Reproduce exactly, with no pictures, each line from the opening of the material down through the line containing "import React from".

########

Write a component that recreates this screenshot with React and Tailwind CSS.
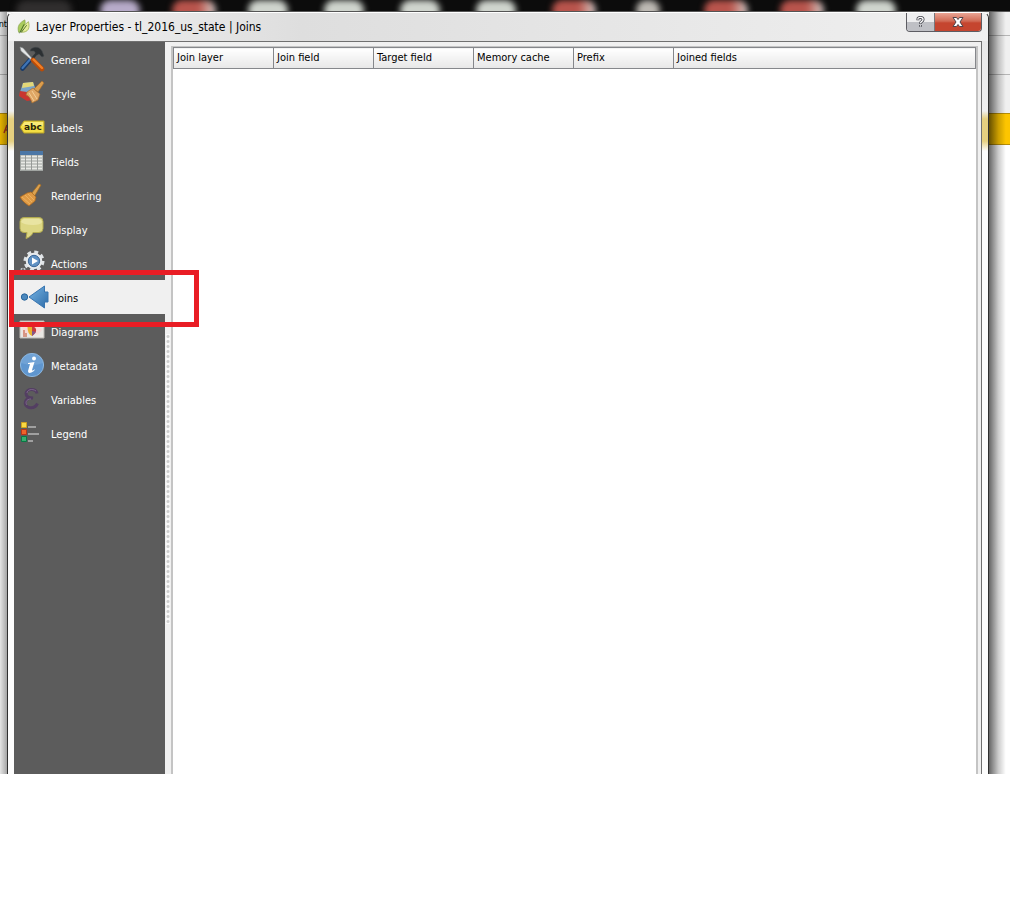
import React from "react";

const ICONS = {
  General: (
    <svg width="26" height="26" viewBox="0 0 26 26">
      <path d="M12 3c4-3 9-2 11 2l2 5-2 1-3-3-2 1-3-4-4 0z" fill="#2c3033" stroke="#454a4e" strokeWidth=".6" />
      <path d="M18 7L12 14" stroke="#2f3437" strokeWidth="2.600" />
      <path d="M11 14L3.500 22.500" stroke="#183a68" strokeWidth="4.600" strokeLinecap="round" />
      <path d="M11 13.500L3.500 22" stroke="#3f74b5" strokeWidth="2.200" strokeLinecap="round" />
      <path d="M1 1l3 1 9.500 11-1 1L2 5z" fill="#e4e6e6" stroke="#8b8f90" strokeWidth=".6" />
      <path d="M14 14l9 9" stroke="#b94c08" strokeWidth="4.600" strokeLinecap="round" />
      <path d="M14.500 13.500l8.500 8.500" stroke="#f07f27" strokeWidth="2.400" strokeLinecap="round" />
    </svg>
  ),
  Style: (
    <svg width="26" height="26" viewBox="0 0 26 26">
      <path d="M4 3l10-1 3 8-4 6-12-4z" fill="#7ba5c9" />
      <path d="M1 11l7 1 6 8-6 1-8-5z" fill="#c93630" />
      <path d="M4 3l10-1 1 4-12 2z" fill="#e3d777" />
      <path d="M8 12l6-4 7 6-2 6-6 3c-1-4-3-7-6-8z" fill="#dfa665" stroke="#a96d2d" strokeWidth=".7" />
      <path d="M10 13l5 8M13 11l5 8" stroke="#f4ce96" strokeWidth="1" />
      <path d="M15 9l8-8 2 2-6 9z" fill="#db9d4d" stroke="#a66b2a" strokeWidth=".6" />
    </svg>
  ),
  Labels: (
    <svg width="26" height="26" viewBox="0 0 26 26">
      <path d="M1 13l4-6h20v12H5z" fill="#f3de43" stroke="#b8a126" strokeWidth="1" />
      <path d="M5.500 8H24v4H3z" fill="#fbf08b" opacity=".7" />
      <text x="5" y="16" fontFamily="'DejaVu Sans', sans-serif" fontWeight="bold" fontSize="9" fill="#28260d">abc</text>
    </svg>
  ),
  Fields: (
    <svg width="26" height="26" viewBox="0 0 26 26">
      <path d="M1 3h23v20H1z" fill="#b4b8b5" />
      <path d="M1 3h23v4H1z" fill="#4c77a6" />
      <path d="M2 8.500h21M2 11.500h21M2 14.500h21M2 17.500h21M2 20.500h21" stroke="#e9eae6" strokeWidth="1.500" />
      <path d="M6.500 7v16M12.500 7v16M18.500 7v16" stroke="#979b98" strokeWidth="1" />
      <path d="M1.500 7v15.500H24" fill="none" stroke="#a0a4a1" strokeWidth="1" />
    </svg>
  ),
  Rendering: (
    <svg width="26" height="26" viewBox="0 0 26 26">
      <path d="M12 12L20 2l2 1-7 12z" fill="#dba250" stroke="#a56a20" strokeWidth=".7" />
      <path d="M8 11l4-1 5 5-1 4-6 5C7 22 3 19 1 15z" fill="#df9a45" stroke="#aa651b" strokeWidth=".7" />
      <path d="M3 15l8 7M6 13l7 7M9 12l6 6" stroke="#f0b765" strokeWidth=".8" />
    </svg>
  ),
  Display: (
    <svg width="26" height="26" viewBox="0 0 26 26">
      <path d="M5 1.500h15q4 0 4 4v7q0 4-4 4h-6c-1 3-4 5-7 6l1-6H5q-4 0-4-4v-7q0-4 4-4z" fill="#ddd784" stroke="#b1aa50" />
      <path d="M5 3h15q2 0 3 3-1 3-9 3-9 0-12-3 1-3 3-3z" fill="#f2edb5" opacity=".6" />
    </svg>
  ),
  Actions: (
    <svg width="26" height="26" viewBox="0 0 26 26">
      <circle cx="15" cy="11" r="8.500" fill="none" stroke="#dfe3e6" strokeWidth="4" strokeDasharray="3.675 3" />
      <circle cx="15" cy="11" r="8.300" fill="#e7eaec" />
      <circle cx="15" cy="11" r="5.700" fill="#5f91c3" stroke="#3b6899" />
      <path d="M13 7.500l6 3.500-6 3.500z" fill="#fff" />
      <circle cx="4" cy="21" r="2.500" fill="none" stroke="#c9ced2" strokeWidth="1.500" strokeDasharray="2 1" />
    </svg>
  ),
  Joins: (
    <svg width="30" height="26" viewBox="0 0 30 26">
      <defs>
        <linearGradient id="join-blue" x2="1" y2="1">
          <stop stopColor="#78b6e6" /><stop offset="1" stopColor="#2d6ba7" />
        </linearGradient>
      </defs>
      <circle cx="5.500" cy="13" r="3.200" fill="#4b88bd" stroke="#28659c" />
      <path d="M10 13L25.500 2v6H29v10h-3.500v6z" fill="url(#join-blue)" stroke="#3976b1" strokeWidth="1" />
    </svg>
  ),
  Diagrams: (
    <svg width="26" height="26" viewBox="0 0 26 26">
      <path d="M1 3h24v17H1z" fill="#e9e7e3" stroke="#bab7b1" />
      <path d="M3 5l8 2 4-3 8 8-4 5-8-3-7 3z" fill="#f7d9d6" />
      <path d="M8.500 9H13v9q-4.500-2-4.500-9z" fill="#e8b02c" />
      <path d="M13 8.500c5 0 6 6 0 9.500z" fill="#c93c3a" />
      <path d="M13 13l4 1-4 4z" fill="#81588c" />
      <path d="M5 12v7M7 15v4" stroke="#cf7d67" strokeWidth="1.500" />
    </svg>
  ),
  Metadata: (
    <svg width="26" height="26" viewBox="0 0 26 26">
      <circle cx="13" cy="13" r="11.600" fill="#5f96cf" stroke="#8cb7df" />
      <path d="M2 11a11 10 0 0122 0q-10 4-22 0" fill="#8ab4df" opacity=".4" />
      <circle cx="15" cy="6.500" r="2" fill="#fff" />
      <path d="M9 11l6.500-1-2.500 8q0 1.500 3-1l-1 2q-6 4-6 0l2-7H9z" fill="#fff" />
    </svg>
  ),
  Variables: (
    <svg width="26" height="26" viewBox="0 0 26 26">
      <path d="M18 7.500C17 2 7 2.500 7 7.500c0 3 3 4.500 7 4.500-9-1-10 8-4 9.500 4 1 7-1 8.500-4" fill="none" stroke="#533e62" strokeWidth="3" />
      <path d="M17 5C13 2 8 4 8 7m4 6c-5 0-6 4-4 6" fill="none" stroke="#866d94" strokeWidth=".8" />
    </svg>
  ),
  Legend: (
    <svg width="26" height="26" viewBox="0 0 26 26">
      <path d="M9 7h8M9 14h11M9 21h5" stroke="#a0a0a0" strokeWidth="2" />
      <path d="M2.500 2.500h5v5h-5z" fill="#f8d943" stroke="#d0a01f" />
      <path d="M2.500 9.500h5v5h-5z" fill="#ee632b" stroke="#b93516" />
      <path d="M2.500 16.500h5v5h-5z" fill="#38ad70" stroke="#087844" />
    </svg>
  ),
};

const TASKBAR = [
  ["w-14 bg-[#302e2e]", "ml-4"],
  ["w-10 bg-[#b7abc9]", "ml-7"],
  ["w-11 bg-linear-to-r from-[#b8544c] from-60% to-[#cccccc]", "ml-8"],
  ["w-10 bg-[#cfd4cd]", "ml-8"],
  ["w-10 bg-[#cfd4cd]", "ml-9"],
  ["w-10 bg-[#cfd4cd]", "ml-9"],
  ["w-10 bg-[#cfd4cd]", "ml-9"],
  ["w-11 bg-linear-to-r from-[#b8544c] from-60% to-[#cccccc]", "ml-9"],
  ["w-6 bg-[#bdb9b3]", "ml-10"],
  ["w-11 bg-linear-to-r from-[#b8544c] from-60% to-[#cccccc]", "ml-11"],
  ["w-11 bg-linear-to-r from-[#b8544c] from-60% to-[#cccccc]", "ml-8"],
  ["w-10 bg-[#cfd4cd]", "ml-8"],
];

const COLUMNS = ["Join layer", "Join field", "Target field", "Memory cache", "Prefix", "Joined fields"];

function Taskbar() {
  return (
    <div className="flex h-3 shrink-0 overflow-hidden border-b border-[#555] bg-[#0c0c0c]">
      {TASKBAR.map(([look, space], i) => (
        <div key={i} className={`h-5 shrink-0 rounded-full blur-[3px] ${look} ${space}`} />
      ))}
    </div>
  );
}

function TitleBar() {
  return (
    <header className="flex h-7 shrink-0 items-start justify-between rounded-t-[6px] bg-linear-to-r from-[#f4f4f4] via-[#dedede] via-30% to-[#f0f0f0]">
      <div className="flex h-7 items-center gap-1 pl-2">
        <svg width="16" height="16" viewBox="0 0 16 18" aria-hidden="true">
          <path d="M2 15C0 8 3 4 9 1c1 6 0 11-7 14z" fill="#a9cb5c" stroke="#7d9c3c" strokeWidth=".7" />
          <path d="M5 15C6 9 9 6 13 3c2 7 0 12-8 12z" fill="#e4ec9a" stroke="#87a237" strokeWidth=".7" />
          <path d="M3 16L8 6M5 15l6-8" stroke="#3f6722" strokeWidth="1" />
        </svg>
        <h1 className="text-[12px] leading-4 text-black">Layer Properties - tl_2016_us_state | Joins</h1>
      </div>
      <div className="mr-[6px] flex h-[19px] overflow-hidden rounded-b-[4px] border border-t-0 border-[#5d5d63]">
        <button type="button" aria-label="Help" className="flex w-7 items-center justify-center border-r border-[#77777c] bg-linear-to-b from-[#eeeeef] from-50% to-[#bfc0c5] to-50%">
          <svg width="9" height="12" viewBox="0 0 10 14">
            <path d="M2 5V3.500C2 1 8 1 8 4c0 2.500-3 2-3 5m0 1.500v2" fill="none" stroke="#45454d" strokeWidth="3.400" />
            <path d="M2 4.500V3.500C2 1 8 1 8 4c0 2.500-3 2-3 4.600m0 2.200v1.400" fill="none" stroke="#fff" strokeWidth="1.500" />
          </svg>
        </button>
        <button type="button" aria-label="Close" className="flex w-[46px] items-center justify-center bg-linear-to-b from-[#e9a494] via-[#d06a55] via-45% to-[#c5452f] to-55%">
          <svg width="14" height="12" viewBox="0 0 14 12">
            <path d="M2 1.500h3.500L7 3.500l1.500-2H12L9 6l3 4.500H8.500L7 8.500l-1.500 2H2L5 6z" fill="#fff" stroke="#51434a" />
          </svg>
        </button>
      </div>
    </header>
  );
}

function Sidebar() {
  return (
    <nav aria-label="Layer property pages" className="w-[151px] shrink-0 bg-[#5c5c5c]">
      <ul>
        {Object.entries(ICONS).map(([name, icon]) => {
          const active = name === "Joins";
          return (
            <li key={name} className={active ? "relative z-10" : ""}>
              <button
                type="button"
                aria-current={active ? "page" : undefined}
                className={`flex h-[34px] w-full items-center gap-[6px] pl-[5px] text-left text-[11px] leading-4 ${active ? "bg-[#f0f0f0] text-black" : "text-white"}`}
              >
                <span className="shrink-0" aria-hidden="true">{icon}</span>
                <span className="pt-[3px]">{name}</span>
              </button>
              {active && (
                <div className="pointer-events-none absolute -top-[10px] -left-[5px] h-[57px] w-[190px] border-5 border-[#e91d25]" />
              )}
            </li>
          );
        })}
      </ul>
    </nav>
  );
}

function JoinTable() {
  return (
    <section className="min-w-0 flex-1 border-x-2 border-t border-[#c4c4c4] bg-white">
      <table className="w-full table-fixed border-collapse text-[11px] leading-4">
        <thead>
          <tr>
            {COLUMNS.map((name, i) => (
              <th
                key={name}
                className={`h-[21px] border border-[#85878b] bg-linear-to-b from-white to-[#e7e7e7] p-0 pl-[3px] text-left font-normal ${i < 5 ? "w-[100px]" : ""}`}
              >
                {name}
              </th>
            ))}
          </tr>
        </thead>
        <tbody />
      </table>
    </section>
  );
}

function Backdrop({ side }) {
  const left = side === "left";
  return (
    <div aria-hidden="true" className={`relative flex shrink-0 flex-col overflow-hidden bg-white text-[9px] leading-4 text-black ${left ? "w-[7px]" : "w-[21px]"}`}>
      <div className="flex h-[24px] justify-end border-b border-[#b5b5b5] bg-[#f0f0f0] pt-1">{left ? "nt" : ""}</div>
      <div className="h-[39px] border-b border-[#b5b5b5] bg-[#f0f0f0]" />
      <div className="h-[38px] bg-[#f0f0f0]" />
      <div className="flex h-8 items-center justify-end border-y border-[#b58d08] bg-[#fdc500]">
        {left && (
          <svg width="4" height="10" viewBox="0 0 4 10">
            <path d="M4 1L1 9M2 6h2" fill="none" stroke="#b5381c" strokeWidth="1.500" />
          </svg>
        )}
      </div>
      <div className={`absolute inset-0 ${left ? "bg-linear-to-r from-black/10 to-black/35" : "bg-linear-to-r from-black/60 via-black/20 via-45% to-transparent to-80%"}`} />
    </div>
  );
}

export default function App() {
  return (
    <div className="min-h-screen bg-white font-['DejaVu_Sans_Condensed','DejaVu_Sans',sans-serif]">
      <div className="flex min-h-[774px] flex-col">
        <Taskbar />
        <div className="flex flex-1 bg-[#f0f0f0]">
          <Backdrop side="left" />
          <main className="flex min-w-0 flex-1 flex-col rounded-t-[6px] border-x border-t border-t-white border-l-[#303030] border-r-[#303030] bg-[linear-gradient(to_bottom,#e6e6e6_0,#f0f0f0_98px,#e6d080_106px,#e6d080_128px,#fdfdfd_138px)]">
            <TitleBar />
            <div className="mr-[6px] ml-[6px] flex flex-1 border-t border-r border-[#707070] bg-[#f0f0f0]">
              <Sidebar />
              <div className="w-[6px] shrink-0 pl-px">
                <div className="mt-[292px] h-[290px] w-[4px] bg-[radial-gradient(circle,#cfcfcf_1px,#fafafa_2px)] bg-size-[4px_5px]" />
              </div>
              <div className="flex min-w-0 flex-1 pt-1 pr-[3px]">
                <JoinTable />
              </div>
            </div>
          </main>
          <Backdrop side="right" />
        </div>
      </div>
    </div>
  );
}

########

_FINAL RESULT_
Write a component that recreates this screenshot with React and Tailwind CSS.
import React from "react";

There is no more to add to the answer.